The court heard that police officers found the children when they went to the house on unrelated matters last year.
It was a cold day, with temperatures in single figures.
The children were scantily clad, in the lounge on a double mattress smeared with faeces.
Faeces were also trampled about the room.
The 2-year-old was wearing only a pyjama top. She had soiled herself and faeces were encrusted on her legs.
When an officer pointed it out, the mother made a half-hearted attempt to remove it.
She put a nappy on the child, covering up some of the remaining excrement.
The baby was so precariously positioned on the bed, she could easily have been knocked off.
The house was littered with food scraps and dangerous rubbish, including a smashed computer monitor with broken glass and exposed wires.
There was so much rubbish on the floors, officers had difficulty finding a path from one room to another.
One of the rooms was used as a workshop and was strewn with broken TVs, electronics and chainsaws.
There was no food in the kitchen except for old vegetables in the bottom of an empty fridge, and a tin of baby formula on a bench.
Police contacted Oranga Tamariki (then CYFs) and tried to remove the children that same day, but the mother had taken them away. When police returned the next day, the house was locked and the curtains drawn.
The mother was out but the children were inside with their father, who was so deeply asleep police had difficulty waking him - even after banging on doors and yelling through a partly opened window.
It was another cold day. Snow was forecast.
The inside of the house was unchanged from the day before.
The baby was in a plastic container under the opened window.

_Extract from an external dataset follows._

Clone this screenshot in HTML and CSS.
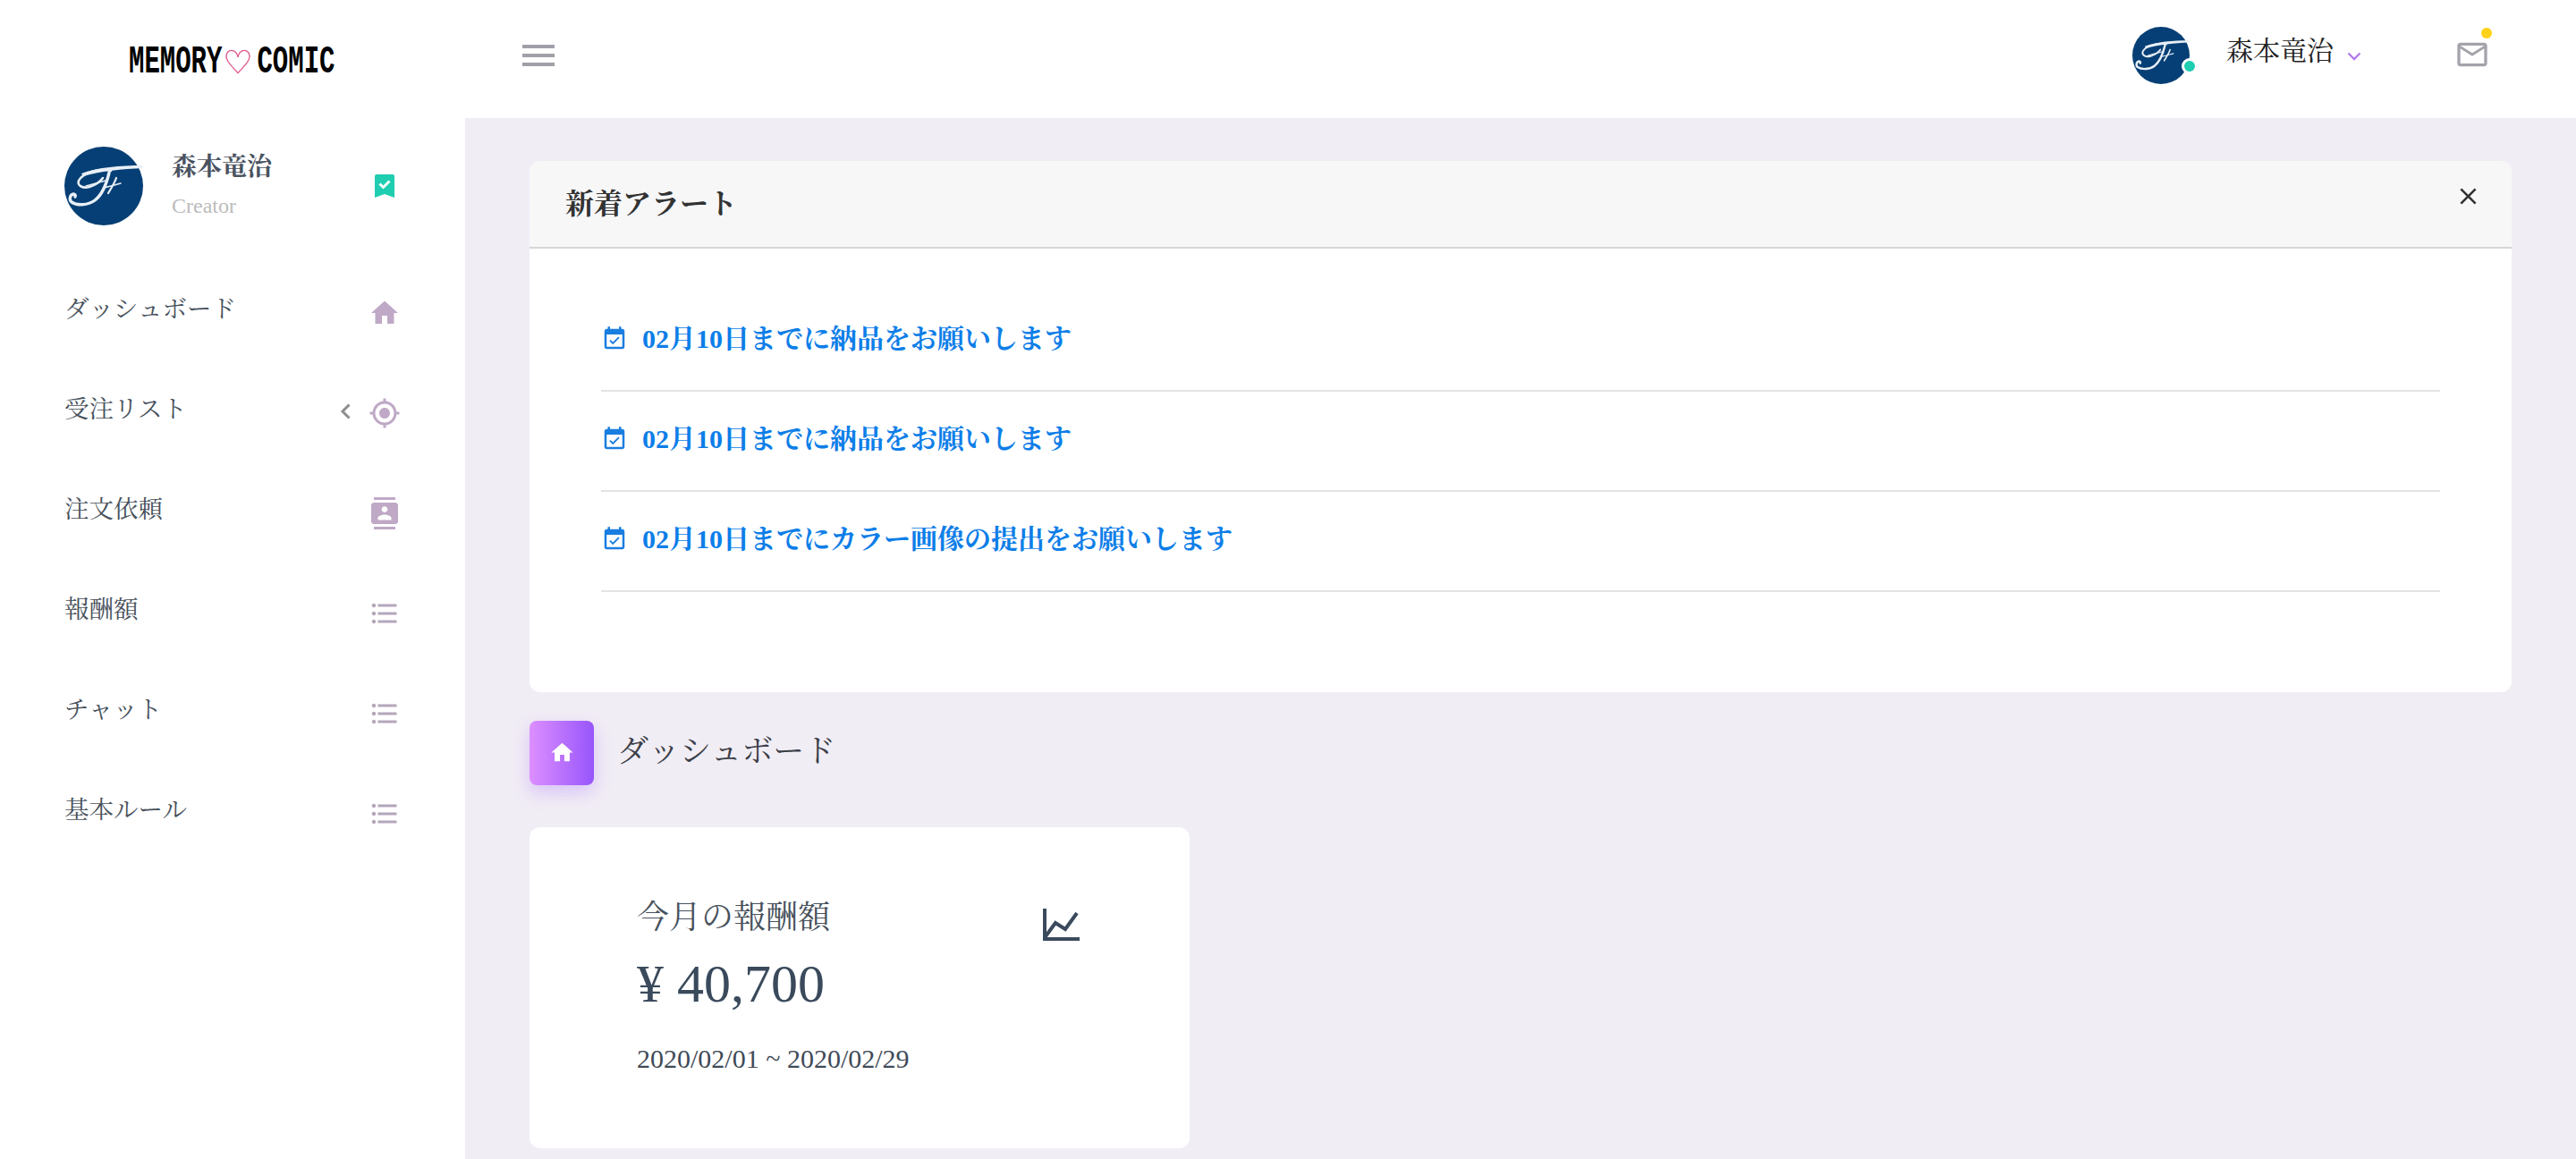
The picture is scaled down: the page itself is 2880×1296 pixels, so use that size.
FILE: index.html
```html
<!DOCTYPE html>
<html lang="ja">
<head>
<meta charset="utf-8">
<title>ダッシュボード</title>
<link rel="stylesheet" href="styles.css">
</head>
<body>
<svg class="defs" width="0" height="0" aria-hidden="true">
  <defs>
    <symbol id="avatar" viewBox="0 0 88 88">
      <circle cx="44" cy="44" r="44" fill="#063f75"/>
      <path d="M19 30C38 23 62 21 87 21l1 3C64 25 42 27 21 33z" fill="#e8eff6"/>
      <g fill="none" stroke="#e8eff6" stroke-linecap="round">
        <path d="M52 27C38 23 20 30 16 38c-2 6 5 9 12 7 7-2 12-6 15-10" stroke-width="2.6"/>
        <path d="M50 29C47 42 42 54 34 60c-8 6-20 6-26 2-3-3-2-8 2-9 2 0 3 2 2 3" stroke-width="3.4"/>
        <path d="M24 44c8-2 14-4 22-6" stroke-width="1.4"/>
        <path d="M58 35c-2 6-6 12-9 17" stroke-width="2.2"/>
        <path d="M44 46c6-1 12-3 19-5" stroke-width="1.6"/>
      </g>
    </symbol>
    <symbol id="i-home" viewBox="0 0 24 24"><path d="M10 20v-6h4v6h5v-8h3L12 3 2 12h3v8z"/></symbol>
    <symbol id="i-gps" viewBox="0 0 24 24"><path d="M12 8c-2.21 0-4 1.79-4 4s1.79 4 4 4 4-1.79 4-4-1.79-4-4-4zm8.94 3c-.46-4.17-3.77-7.48-7.94-7.94V1h-2v2.06C6.83 3.52 3.52 6.83 3.06 11H1v2h2.06c.46 4.17 3.77 7.48 7.94 7.94V23h2v-2.06c4.17-.46 7.48-3.77 7.94-7.94H23v-2h-2.06zM12 19c-3.87 0-7-3.13-7-7s3.13-7 7-7 7 3.13 7 7-3.13 7-7 7z"/></symbol>
    <symbol id="i-contacts" viewBox="0 0 24 24"><path d="M20 0H4v2h16V0zM4 24h16v-2H4v2zM20 4H4c-1.1 0-2 .9-2 2v12c0 1.1.9 2 2 2h16c1.1 0 2-.9 2-2V6c0-1.1-.9-2-2-2zm-8 2.75c1.24 0 2.25 1.01 2.25 2.25s-1.01 2.25-2.25 2.25S9.75 10.24 9.75 9 10.76 6.75 12 6.75zM17 17H7v-1.5c0-1.67 3.33-2.5 5-2.5s5 .83 5 2.5V17z"/></symbol>
    <symbol id="i-list" viewBox="0 0 24 24"><path d="M4 10.5c-.83 0-1.5.67-1.5 1.5s.67 1.5 1.5 1.5 1.5-.67 1.5-1.5-.67-1.5-1.5-1.5zm0-6c-.83 0-1.5.67-1.5 1.5S3.17 7.5 4 7.5 5.5 6.83 5.5 6 4.83 4.5 4 4.5zm0 12c-.83 0-1.5.68-1.5 1.5s.68 1.5 1.5 1.5 1.5-.68 1.5-1.5-.67-1.5-1.5-1.5zM7 19h14v-2H7v2zm0-6h14v-2H7v2zm0-8v2h14V5H7z"/></symbol>
    <symbol id="i-event" viewBox="0 0 24 24"><path d="M16.53 11.06L15.47 10l-4.88 4.88-2.12-2.12-1.06 1.06L10.59 17l5.94-5.94zM19 3h-1V1h-2v2H8V1H6v2H5c-1.11 0-1.99.9-1.99 2L3 19c0 1.1.89 2 2 2h14c1.1 0 2-.9 2-2V5c0-1.1-.9-2-2-2zm0 16H5V8h14v11z"/></symbol>
  </defs>
</svg>

<header class="topbar">
  <div class="brand">
    <span class="logo"><span class="logo-word">MEMORY</span><svg class="logo-heart" viewBox="0 0 30 30"><path d="M15 28C9 21 1 15 1 8c0-4 3-7 6-7 4 0 7 3 8 8 1-5 4-8 8-8 3 0 6 3 6 7 0 7-8 13-14 20z" fill="none" stroke="#e2558c" stroke-width="1.4"/></svg><span class="logo-word">COMIC</span></span>
  </div>
  <button class="menu-toggle" aria-label="menu"><i></i><i></i><i></i></button>
  <div class="topbar-right">
    <div class="user-avatar">
      <svg class="fill"><use href="#avatar"/></svg>
      <span class="online"></span>
    </div>
    <span class="user-name">森本竜治</span>
    <svg class="user-chevron" viewBox="0 0 16 10"><path d="M1.5 1.5 8 8l6.5-6.5" fill="none" stroke="#b57bee" stroke-width="2.4"/></svg>
    <div class="mail">
      <svg class="mail-icon" viewBox="0 0 24 24"><path d="M20 4H4c-1.1 0-1.99.9-1.99 2L2 18c0 1.1.9 2 2 2h16c1.1 0 2-.9 2-2V6c0-1.1-.9-2-2-2zm0 14H4V8l8 5 8-5v10zm-8-7L4 6h16l-8 5z"/></svg>
      <span class="mail-dot"></span>
    </div>
  </div>
</header>

<div class="layout">
  <aside class="sidebar">
    <div class="profile">
      <svg class="profile-avatar"><use href="#avatar"/></svg>
      <div class="profile-info">
        <div class="profile-name">森本竜治</div>
        <div class="profile-role">Creator</div>
      </div>
      <svg class="profile-badge" viewBox="0 0 22 26"><path d="M2 0h18a2 2 0 0 1 2 2v24l-11-4-11 4V2a2 2 0 0 1 2-2z" fill="#1fcdb0"/><path d="M5.5 10.5l4 4 7-7" fill="none" stroke="#fff" stroke-width="3"/></svg>
    </div>
    <nav class="nav">
      <a class="nav-row"><span class="nav-text">ダッシュボード</span><svg class="nav-icon"><use href="#i-home"/></svg></a>
      <a class="nav-row"><span class="nav-text">受注リスト</span><svg class="nav-chevron" viewBox="0 0 12 18"><path d="M10.5 1.5 3 9l7.5 7.5" fill="none" stroke="#8e8e8e" stroke-width="3"/></svg><svg class="nav-icon"><use href="#i-gps"/></svg></a>
      <a class="nav-row"><span class="nav-text">注文依頼</span><svg class="nav-icon"><use href="#i-contacts"/></svg></a>
      <a class="nav-row"><span class="nav-text">報酬額</span><svg class="nav-icon muted"><use href="#i-list"/></svg></a>
      <a class="nav-row"><span class="nav-text">チャット</span><svg class="nav-icon muted"><use href="#i-list"/></svg></a>
      <a class="nav-row"><span class="nav-text">基本ルール</span><svg class="nav-icon muted"><use href="#i-list"/></svg></a>
    </nav>
  </aside>

  <main class="main">
    <section class="alert">
      <div class="alert-head">
        <h2 class="alert-title">新着アラート</h2>
        <svg class="alert-close" viewBox="0 0 24 24"><path d="M19 6.41L17.59 5 12 10.59 6.41 5 5 6.41 10.59 12 5 17.59 6.41 19 12 13.41 17.59 19 19 17.59 13.41 12z"/></svg>
      </div>
      <ul class="alert-list">
        <li class="alert-row"><svg class="alert-icon"><use href="#i-event"/></svg><span>02月10日までに納品をお願いします</span></li>
        <li class="alert-row"><svg class="alert-icon"><use href="#i-event"/></svg><span>02月10日までに納品をお願いします</span></li>
        <li class="alert-row"><svg class="alert-icon"><use href="#i-event"/></svg><span>02月10日までにカラー画像の提出をお願いします</span></li>
      </ul>
    </section>

    <div class="page-title">
      <span class="page-tile"><svg class="page-tile-icon"><use href="#i-home"/></svg></span>
      <h1 class="page-heading">ダッシュボード</h1>
    </div>

    <section class="stat">
      <div class="stat-body">
        <div class="stat-label">今月の報酬額</div>
        <div class="stat-value">¥ 40,700</div>
        <div class="stat-range">2020/02/01 ~ 2020/02/29</div>
      </div>
      <svg class="stat-icon" viewBox="0 0 41 36"><path d="M2 0v34h39M3 31l11-15 11 7L38 5" fill="none" stroke="#3a4a5c" stroke-width="4"/></svg>
    </section>
  </main>
</div>
</body>
</html>
```
FILE: styles.css
```css
* { box-sizing: border-box; }
html, body { margin: 0; height: 100%; }
body {
  width: 2880px;
  height: 1296px;
  overflow: hidden;
  display: flex;
  flex-direction: column;
  background: #fff;
  font-family: "Liberation Serif", "Noto Serif CJK JP", "Noto Sans CJK JP", serif;
  color: #3f4a58;
}
.defs { position: absolute; }
h1, h2, ul { margin: 0; padding: 0; font-weight: normal; }
li { list-style: none; }

.topbar { height: 132px; flex: none; display: flex; align-items: center; background: #fff; }
.brand { width: 584px; padding: 0 0 0 144px; flex: none; }
.logo { display: flex; align-items: center; height: 30px; margin-top: 7px; }
.logo-word {
  display: block;
  font-family: "Liberation Mono", monospace;
  font-weight: bold;
  font-size: 29px;
  line-height: 30px;
  color: #000;
  transform: scaleY(1.5);
}
.logo-heart { width: 28px; height: 29px; flex: none; margin: 0 7px 0 4px; }
.menu-toggle {
  width: 36px; height: 24px; padding: 0; margin: -8px 0 0; border: 0; background: none;
  display: flex; flex-direction: column; justify-content: space-between;
}
.menu-toggle i { display: block; height: 4px; background: #a0a0a8; }
.topbar-right { margin-left: auto; display: flex; align-items: center; padding-right: 99px; margin-top: -8px; }
.user-avatar { position: relative; width: 64px; height: 64px; }
.fill { width: 100%; height: 100%; display: block; }
.online {
  position: absolute; right: -9px; bottom: 11px;
  width: 18px; height: 18px; border-radius: 50%;
  background: #1fcdb0; border: 3px solid #fff;
}
.user-name { margin-left: 41px; font-size: 30px; line-height: 36px; color: #222; margin-top: -10px; }
.user-chevron { width: 16px; height: 10px; margin: 2px 0 0 15px; }
.mail { position: relative; width: 34px; height: 26px; margin: -2px 0 0 107px; }
.mail-icon { position: absolute; left: -3px; top: -7px; width: 40px; height: 40px; fill: #a3a3ab; }
.mail-dot { position: absolute; right: -5px; top: -17px; width: 12px; height: 12px; border-radius: 50%; background: #ffd21a; }

.layout { flex: 1; display: flex; min-height: 0; }
.sidebar { width: 520px; flex: none; background: #fff; }
.profile { display: flex; padding: 32px 0 0 72px; height: 162px; align-items: flex-start; }
.profile-avatar { width: 88px; height: 88px; flex: none; }
.profile-info { width: 227px; margin-left: 32px; }
.profile-name { font-size: 28px; line-height: 36px; margin-top: 5px; font-weight: bold; color: #4a5361; }
.profile-role { font-size: 24px; line-height: 30px; margin-top: 10px; color: #bcbcbc; }
.profile-badge { width: 22px; height: 26px; margin-top: 31px; flex: none; }

.nav { display: flex; flex-direction: column; }
.nav-row { height: 112px; display: flex; align-items: center; padding: 0 72px 0 72px; }
.nav-text { font-size: 27.5px; line-height: 36px; margin: -8px auto 0 0; color: #48515c; }
.nav-chevron { width: 12px; height: 18px; margin: -4px 20px 0 0; }
.nav-icon { width: 36px; height: 36px; flex: none; fill: #bfa9c6; }
.nav-icon.muted { fill: #b3a6ba; }

.main { flex: 1; background: #f1edf5; padding: 48px 72px 0; min-width: 0; }
.alert { height: 594px; background: #fff; border-radius: 12px; overflow: hidden; }
.alert-head {
  height: 98px; background: #f7f7f8; border-bottom: 2px solid #d6d6d8;
  display: flex; justify-content: space-between; align-items: flex-start;
  padding: 0 33px 0 40px;
}
.alert-title { font-size: 32px; line-height: 40px; margin-top: 28px; font-weight: bold; color: #333; }
.alert-close { width: 31px; height: 31px; margin-top: 24px; fill: #333; }
.alert-list { padding: 48px 80px 0; }
.alert-row {
  height: 112px; padding-bottom: 10px; border-bottom: 2px solid #e3e3e3;
  display: flex; align-items: center; gap: 16px;
  font-size: 30px; font-weight: bold; color: #0d7ee8;
}
.alert-icon { width: 30px; height: 30px; margin-top: 6px; fill: #1a7ee0; flex: none; }

.page-title { margin-top: 32px; display: flex; align-items: flex-start; gap: 26px; }
.page-tile {
  width: 72px; height: 72px; border-radius: 8px; flex: none;
  background: linear-gradient(90deg, #dd8fff, #9755fb);
  box-shadow: 0 8px 20px rgba(151, 85, 251, .28);
  display: flex; align-items: center; justify-content: center;
}
.page-tile-icon { width: 29px; height: 29px; fill: #fff; margin-bottom: 2px; }
.page-heading { font-size: 35px; line-height: 44px; margin-top: 13px; color: #3c3f48; }

.stat {
  width: 738px; height: 359px; margin-top: 47px; background: #fff; border-radius: 12px;
  display: flex; justify-content: space-between; align-items: flex-start;
  padding: 78px 123px 0 120px;
}
.stat-label { font-size: 36px; line-height: 46px; color: #48515c; }
.stat-value { font-size: 60px; line-height: 70px; margin-top: 16px; color: #3a4a5c; }
.stat-range { font-size: 30px; line-height: 40px; margin-top: 29px; color: #3f4a58; }
.stat-icon { width: 41px; height: 36px; margin-top: 13px; flex: none; }
```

The couple later said the container was a purpose-designed sleeping pod.
The baby was dressed only in a "onesie", shaking cold, soaked wet with urine and wearing a nappy full of faeces. Her mattress was also wet.
The 2-year-old was watching TV in darkness in another bedroom and at one point was carrying a large butane gas lighter.
The children were removed and the couple charged.
The man initially denied responsibility for neglect as he had been asleep and the woman said she was not at the house when the children were taken away.
The man said he knew they were in a bad situation but had been reluctant to admit it, blaming the state of the house in "laziness".
Police wanted a sentence of community work as well as supervision, but Judge Raumati agreed with the father's defence counsel Lucy Rishworth, and Charlotte Scott for the woman, that community work could interfere with the rehabilitative sentence the couple needed if they were to get the children back.
It had been nine months since the children were removed.
As part of her supervision, the mother was also forbidden from drinking alcohol or using non-prescription drugs.
Judge Raumati was sceptical of the couple's claim they were no longer together and that the woman intended to move closer to family and raise the children on her own. People trying to get children back often made the same claims, he said.
What they did was unacceptable - especially given the additional vulnerability of extremely young children - and they needed to "grow up" and look after the children properly, he said.
Although the couple would get a rehabilitative sentence this time, authorities would now be watching them and if they came to court again, the outcome would be very different, he warned.
Rishworth said the couple were "notably immature".
Each had had a challenging upbringing and lacked the basic parenting skills to care for an active toddler and a baby.
Pre-sentence reports assessed each of the couple as being a low risk of harm to others and posing a low risk of reoffending.
The man had prior convictions but none for this type of offending.
Judge Raumati said the mother she should not have her children back until it was clear she could provide a safe and loving home for them.